The heroic, impressive activism of new immigrants has put many issues on our agenda: Their relations with earlier generations of immigrants and their children and grandchildren, their relation with our country’s political traditions, their relations with African Americans, the relationship between the organized labor movement and new immigrant workers, how we understand “human” and “civil” rights, the dynamics of race and racialization in the U.S., from the “black/white binary” to the making of “whiteness”; how we United Statesians understand our relation to other “Americans,” and our place in the world as a whole. I will be forever greatful to the new immigrant activists for having stirred up all of this, and more. Asking about the legacy and meaning of May Day can provide a valuable window into some of these issues.
In the first place, given the ways this world is organized (racism, the pursuit of profit, the exploitation of women, the destruction of the environment, and more) how can one possibly “celebrate” workers’ “rights” without protesting?
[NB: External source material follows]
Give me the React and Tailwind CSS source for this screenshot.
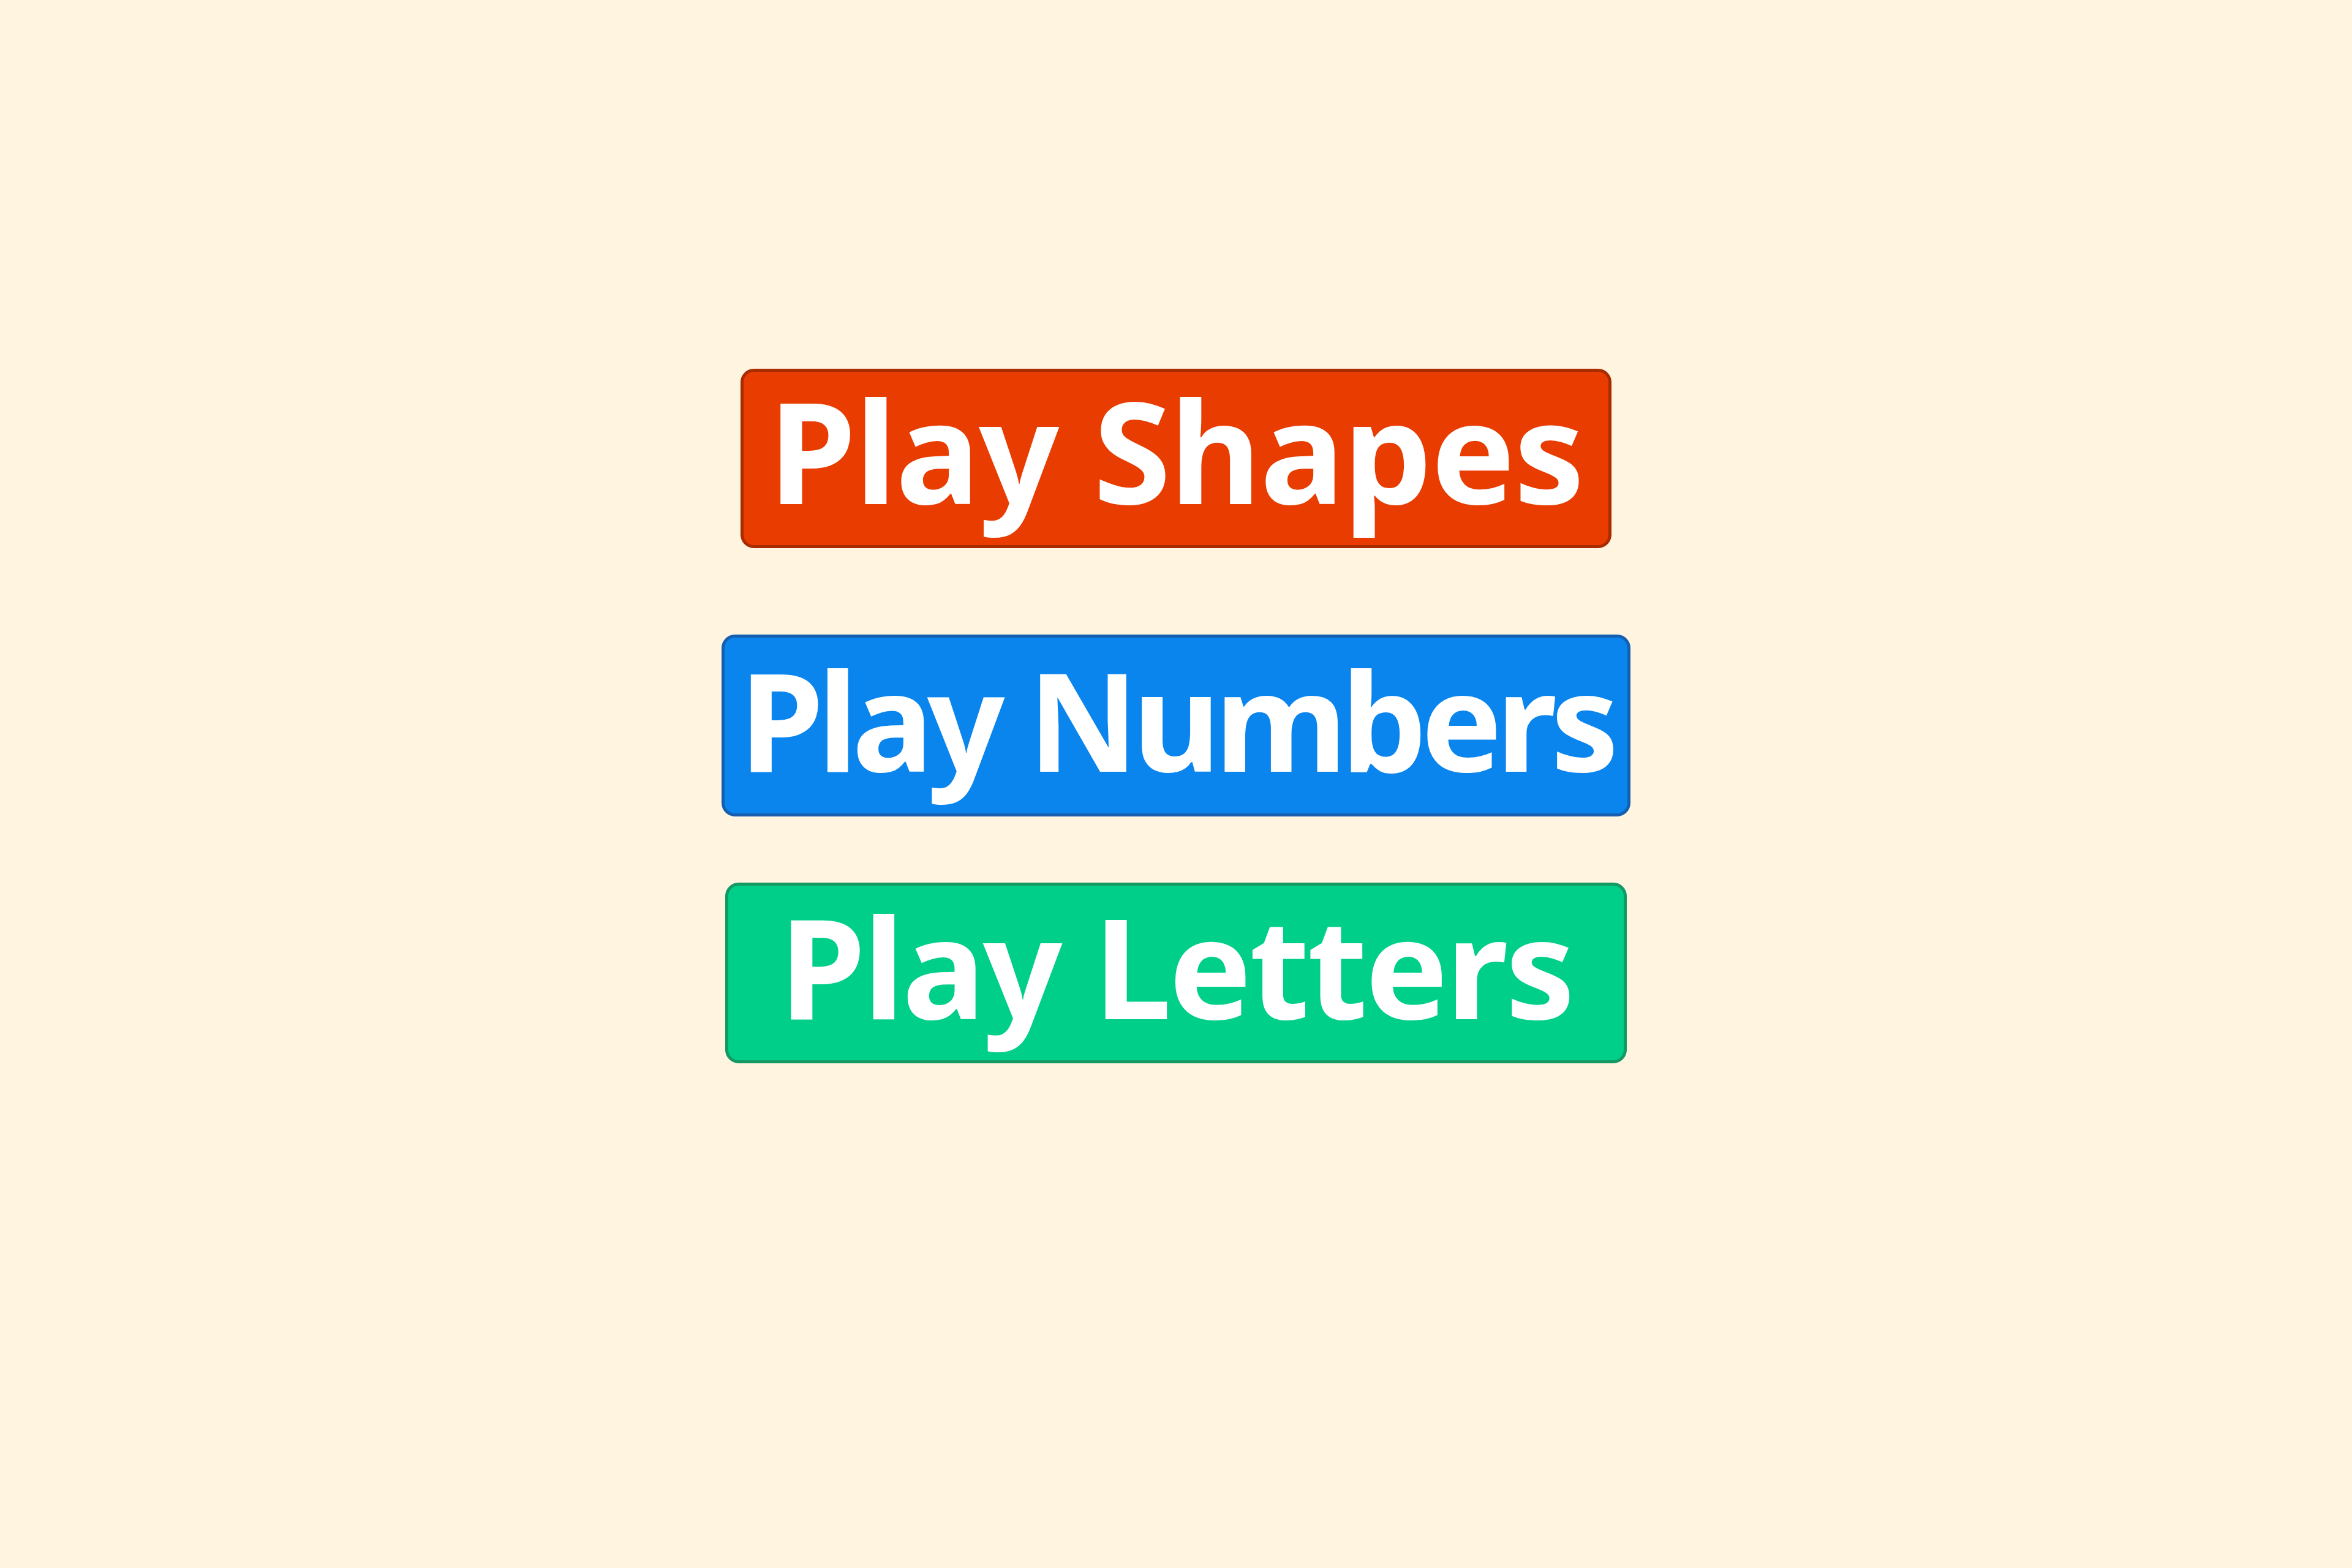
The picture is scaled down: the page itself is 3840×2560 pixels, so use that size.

Yesterday I gave a talk to skilled trades students at St. Paul College about the significance of labor history, and the first question I was asked was: “As a worker, where in the world might I find decent treatment?”
I could not offer an answer. From the U.S. to Mexico to Brazil to India to South Africa, and everywhere in between, global neoliberalism is attacking the work, the working conditions, the compensation, the economic security, and the quality of life of working women and men. Perhaps, perhaps, May Day can provide an opportunity to celebrate what workers have won over the years, and it can express coming together in solidarity, but this has never been and should never be separated from the need to struggle in the present to secure past gains and respond to contemporary challenges.
Some would argue (see David Roediger and Franklin Rosemont’s Haymarket Scrapbook and David Roediger and Philip Foner, Our Own Time) that May Day began as a pagan holiday to celebrate the coming of spring and the renewal of life. This is certainly the core spirit of the annual events organized by the In the Heart of the Beast Puppet and Mask Theater in Minneapolis. They call this the holiday’s “green” roots. Others have noted that workers’ activities around seasonal hiring and the traditional beginning of the construction season made May Day a pivotal workers’ calendar date in workers’ lives.
French labor historian Michelle Perrot in her path-breaking history of 19th century strikes (Les Ouevriers en Greve) crunches masses of police file data to conclude that the first of May was the most strike-prone day of the year. Building trades unions often struck on that day to establish the wages, work rules, and conditions for the coming season. May Day clearly has multiple roots, which is probably what makes it such an evocative and symbolic day for labor activists.
Most labor historians and activists trace the modern origins of May Day to the Knights of Labor’s call for a national general strike on May 1, 1886, to establish the eight-hour day as the standard for all United Statesian workers. They had a simple, inspired/inspiring idea—for all workers to walk off the job on May 1, pledged that none of them would return until all of them had been granted the eight-hour day. Hundreds of thousands of workers around the U.S. heeded that strike call in 1886 (see Jeremy Brecher, Strike!). Chicago became the center of attention and, within Chicago, the largest factory in the U.S., the McCormick Harvester Works. There, KofL organizers held a series of rallies and demonstrations urging the largely new immigrant (Czech, Polish, Hungarian, Bohemian, etc.) workforce to put down their tools and join the strike (see the wonderful new book, Death in the Haymarket by James Green). On the fourth day of the campaign, police broke up a rally, charging that the activists did not have a permit. A bomb was thrown into the ranks of the police, other police opened fire on the crowd, a number died on both sides, and the movement’s organizers were arrested and charged with murder. Several were executed.
Out of the protests that spread across the world came the tradition of observing May 1 as an international workers’ holiday.Ironically, in the country where the events happened that inspired the holiday, May 1 was erased from the labor movement’s calendar. In the 1890s, President Grover Cleveland mandated the first Monday in September as “Labor Day” and it was embraced by the relatively conservative leadership of the American Federation of Labor. As this day became a legal holiday, politicians and labor “leaders” discouraged workers from celebrating May Day.
Nevertheless, labor activists of all sorts continued to celebrate (see Bruce Nelson,Beyond the Martyrs) and, at times, their ranks and spirits were renewed by new immigrants who brought passionate May Day traditions with them into the United States.
On rare occasions, May Day has continued to serve as a rallying point for workers’ militancy in the US. In 1937, for instance, thousands of steelworkers on strike for union recognition at Republic and Bethlehem Steel organized a massive march in South Chicago. As they neared one of the mills, private security guards opened fire, killing a number of strikers. This “Memorial Day Massacre” entered the pantheon of labor commemorations in the ensuing years (see Irving Bernstein, The Turbulent Years).
Today is an opportune moment for us to investigate and identify the roots of this holiday. It has always been about “protest,” albeit often with a celebratory spirit. That the movement for new immigrant rights has selected May Day for its next demonstration is stunningly appropriate. It is also a wonderful opportunity for the rest of us to connect not only with them, but also with our submerged past.
Peter Rachleff is a professor of history at Macalester College in St. Paul.